There are, however, certain signal disadvantages which would arise from the employment of negroes as soldiers. In the first place, it would tend to remove from the body of the folk the abler men—those to whom we should mainly look for the uplifting of their race. This evil, great in the case of all levies, would be most serious in this case; for the reason that, while with white troops the rank and file are not commonly by nature leaders of their society, they would be so with black recruits. If the choice could be made of the Guinea type, this loss would not be serious; but it certainly would fall to the more militant stocks—those to which we have to look for advancement. In the next place, we must see that the negro does not need the training in passive obedience and mere order of life that the common soldier receives. He has had that already in quite sufficient measure. He now should have the lessons of individual responsibility—of control of his life from within—lessons that civil life alone can give. Therefore, the well-wisher of the race will be inclined to oppose this project of recruiting our armies from the negroes of the Southern States. If it is determined to enlist them it would be best to limit the age of the recruits to' about twenty years, and the period of active service to five years, so that the men may be returned to civil life young enough to enter on ordinary employments.

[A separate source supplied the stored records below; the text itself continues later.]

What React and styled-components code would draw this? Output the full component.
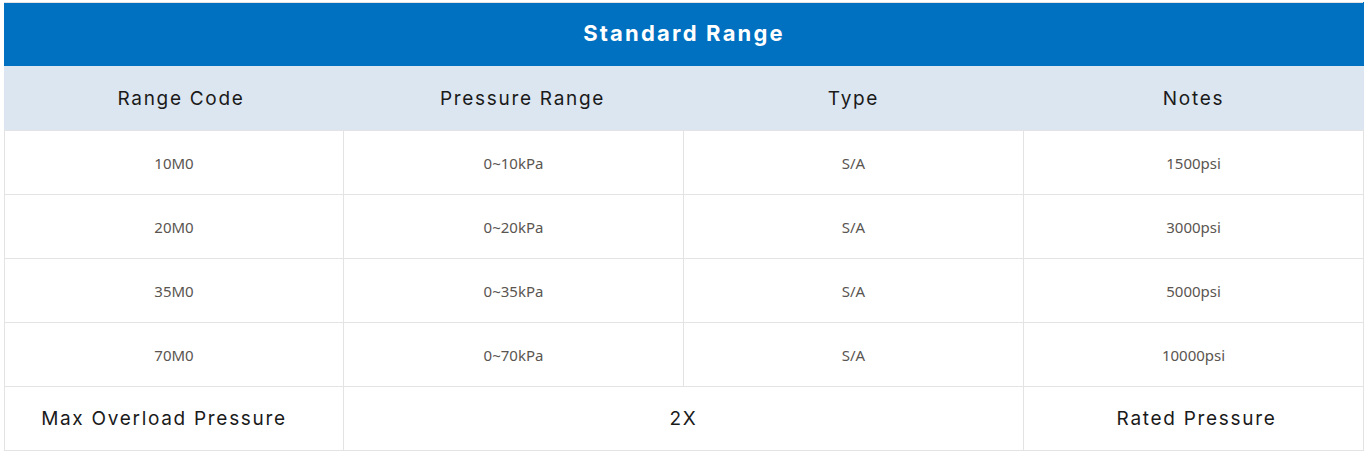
import React from "react";
import styled, { createGlobalStyle } from "styled-components";

const Global = createGlobalStyle`
  html, body { margin: 0; padding: 0; background: #fff; }
`;

const Wrap = styled.div`
  padding: 2px 4px;
`;

const Table = styled.table`
  border-collapse: collapse;
  table-layout: fixed;
  width: 1360px;
  border: 1px solid #e3e3e3;
`;

const TitleCell = styled.th`
  background: #0070c0;
  color: #fff;
  height: 59px;
  padding: 0 0 3px;
  font-family: Inter, "Noto Sans", sans-serif;
  font-weight: 700;
  font-size: 22px;
  letter-spacing: 2.2px;
  text-align: center;
  border: 1px solid #0070c0;
  border-top-color: #e3e3e3;
`;

const HeadCell = styled.th`
  background: #dce6f1;
  height: 64px;
  padding: 0 0 0 ${(p) => p.$shift || 0}px;
  font-family: Inter, "Noto Sans", sans-serif;
  font-weight: 400;
  font-size: 19px;
  letter-spacing: 1.7px;
  color: #1a1a1a;
  text-align: center;
  border: 1px solid #dce6f1;
  border-bottom-color: #e3e3e3;
`;

const Cell = styled.td`
  height: 63px;
  padding: 0 ${(p) => p.$padRight || 0}px 0 ${(p) => p.$padLeft || 0}px;
  text-align: center;
  border: 1px solid #e3e3e3;
  font-family: ${(p) => (p.$big ? `Inter, "Noto Sans", sans-serif` : `"Noto Sans", sans-serif`)};
  font-size: ${(p) => (p.$big ? "19px" : "15px")};
  letter-spacing: ${(p) => (p.$big ? "1.7px" : "0")};
  color: ${(p) => (p.$big ? "#1a1a1a" : "#5a5550")};
`;

const rows = [
  ["10M0", "0~10kPa", "S/A", "1500psi"],
  ["20M0", "0~20kPa", "S/A", "3000psi"],
  ["35M0", "0~35kPa", "S/A", "5000psi"],
  ["70M0", "0~70kPa", "S/A", "10000psi"],
];

const headers = [
  ["Range Code", 14],
  ["Pressure Range", 18],
  ["Type", 0],
  ["Notes", 0],
];

export default function App() {
  return (
    <>
      <Global />
      <Wrap>
        <Table>
          <colgroup>
            <col style={{ width: 339 }} />
            <col style={{ width: 340 }} />
            <col style={{ width: 340 }} />
            <col style={{ width: 340 }} />
          </colgroup>
          <thead>
            <tr>
              <TitleCell colSpan={4}>Standard Range</TitleCell>
            </tr>
            <tr>
              {headers.map(([h, s]) => (
                <HeadCell key={h} $shift={s}>
                  {h}
                </HeadCell>
              ))}
            </tr>
          </thead>
          <tbody>
            {rows.map((r) => (
              <tr key={r[0]}>
                {r.map((c, i) => (
                  <Cell key={i}>{c}</Cell>
                ))}
              </tr>
            ))}
            <tr>
              <Cell $big $padRight={20}>Max Overload Pressure</Cell>
              <Cell $big colSpan={2}>2X</Cell>
              <Cell $big $padLeft={6}>Rated Pressure</Cell>
            </tr>
          </tbody>
        </Table>
      </Wrap>
    </>
  );
}
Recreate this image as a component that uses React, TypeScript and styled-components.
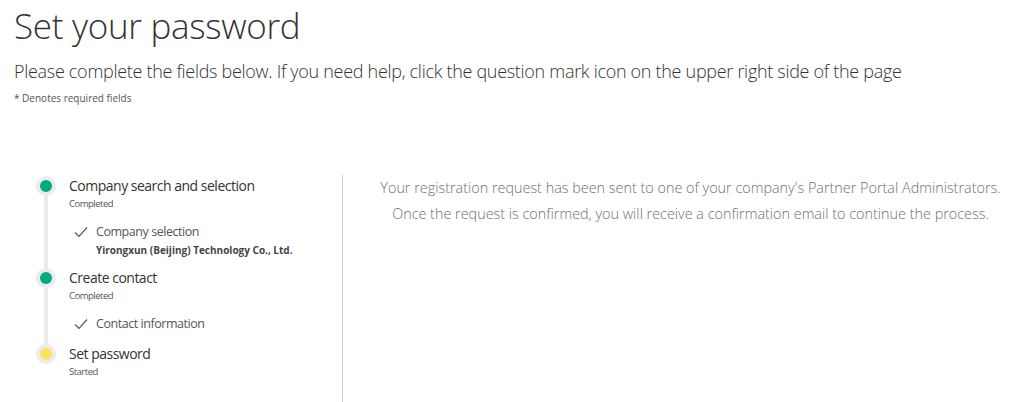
import React from "react";
import styled, { createGlobalStyle } from "styled-components";

const Global = createGlobalStyle`
  html, body { margin: 0; padding: 0; background: #fff; }
  body { font-family: "Open Sans", "Noto Sans", sans-serif; color: #333; }
  * { box-sizing: border-box; }
`;

const Page = styled.div`
  width: 1024px;
  height: 402px;
  overflow: hidden;
  padding: 0 0 0 14px;
`;

const Title = styled.h1`
  margin: 0;
  padding-top: 4px;
  font-size: 35px;
  line-height: 44px;
  font-weight: 300;
  letter-spacing: -0.3px;
  color: #333;
`;

const Subtitle = styled.p`
  margin: 10px 0 0;
  font-size: 18px;
  line-height: 26px;
  font-weight: 300;
  letter-spacing: -0.3px;
  color: #333;
`;

const Required = styled.p`
  margin: 7px 0 0;
  font-size: 10px;
  line-height: 14px;
  color: #555;
`;

const Body = styled.div`
  display: flex;
  margin-top: 70px;
  height: 230px;
`;

const StepsCol = styled.div`
  width: 329px;
  padding: 0 0 0 22px;
  border-right: 1px solid #cfcfcf;
  flex-shrink: 0;
  position: relative;
`;

const Track = styled.div`
  position: absolute;
  left: 30px;
  top: 8px;
  width: 4px;
  height: 174px;
  background: #ececec;
`;

const Step = styled.div`
  display: flex;
  align-items: flex-start;
  position: relative;
`;

const Dot = styled.div<{ $color: string }>`
  width: 20px;
  height: 20px;
  border-radius: 50%;
  background: #ececec;
  display: flex;
  align-items: center;
  justify-content: center;
  flex-shrink: 0;
  margin-top: 1px;
  &::after {
    content: "";
    width: 12px;
    height: 12px;
    border-radius: 50%;
    background: ${(p) => p.$color};
  }
`;

const StepText = styled.div`
  margin-left: 13px;
  display: flex;
  flex-direction: column;
`;

const StepTitle = styled.div`
  font-size: 14px;
  line-height: 22px;
  letter-spacing: -0.5px;
  color: #333;
`;

const StepStatus = styled.div`
  font-size: 9.5px;
  line-height: 14px;
  letter-spacing: -0.5px;
  color: #555;
`;

const SubItem = styled.div`
  display: flex;
  align-items: flex-start;
  margin: 11px 0 9px 5px;
`;

const Check = styled.svg`
  width: 14px;
  height: 14px;
  margin-top: 3px;
  flex-shrink: 0;
`;

const SubText = styled.div`
  margin-left: 8px;
  display: flex;
  flex-direction: column;
`;

const SubTitle = styled.div`
  font-size: 12.5px;
  line-height: 20px;
  letter-spacing: -0.45px;
  color: #555;
`;

const SubDetail = styled.div`
  font-size: 10px;
  line-height: 16px;
  font-weight: 700;
  color: #444;
`;

const Message = styled.div`
  flex: 1;
  padding: 0 10px 0 24px;
  text-align: center;
  font-size: 14.4px;
  line-height: 26px;
  font-weight: 300;
  color: #6f6f6f;
`;

const CheckIcon = () => (
  <Check viewBox="0 0 14 14">
    <path d="M1 7.5 L5 11.5 L13 2.5" fill="none" stroke="#555" strokeWidth="1.2" />
  </Check>
);

export default function App() {
  return (
    <Page>
      <Global />
      <Title>Set your password</Title>
      <Subtitle>
        Please complete the fields below. If you need help, click the question mark icon on the upper right side of the page
      </Subtitle>
      <Required>* Denotes required fields</Required>
      <Body>
        <StepsCol>
          <Track />
          <Step>
            <Dot $color="#01a982" />
            <StepText>
              <StepTitle>Company search and selection</StepTitle>
              <StepStatus>Completed</StepStatus>
              <SubItem>
                <CheckIcon />
                <SubText>
                  <SubTitle>Company selection</SubTitle>
                  <SubDetail>Yirongxun (Beijing) Technology Co., Ltd.</SubDetail>
                </SubText>
              </SubItem>
            </StepText>
          </Step>
          <Step>
            <Dot $color="#01a982" />
            <StepText>
              <StepTitle>Create contact</StepTitle>
              <StepStatus>Completed</StepStatus>
              <SubItem>
                <CheckIcon />
                <SubText>
                  <SubTitle>Contact information</SubTitle>
                </SubText>
              </SubItem>
            </StepText>
          </Step>
          <Step>
            <Dot $color="#fee363" />
            <StepText>
              <StepTitle>Set password</StepTitle>
              <StepStatus>Started</StepStatus>
            </StepText>
          </Step>
        </StepsCol>
        <Message>
          Your registration request has been sent to one of your company's Partner Portal Administrators.
          <br />
          Once the request is confirmed, you will receive a confirmation email to continue the process.
        </Message>
      </Body>
    </Page>
  );
}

At present it is most desirable that the negroes of the South should be induced to save money, for until that habit is formed, there is little chance of lifting them in the economic scale or of developing in them the business sense, which is one of the corner-stones of civilization. It is probable that more could be done in the way of correcting the faults and stimulating the latent capacities of the race by developing this motive than by any other means. It is difficult to suggest any effective system by which this end can be attained. The general conditions of the South make rural savings-banks impossible. The receipts, at least for many years, would be too small to render the business remunerative. The only practicable method appears to be that of a Federal system operated through the post-offices. The institution of such a system appears to be justified by the two conditions: the exceeding need of such a provision and the impossibility of doing the work except through the postal machinery of which the Federal Government holds a monopoly. It may be said that this method has proved successful under other governments, and that it has been for some time established in Canada. In our own country it is clearly demanded, in all rural communities,, though nowhere else so gravely as in the Southern States.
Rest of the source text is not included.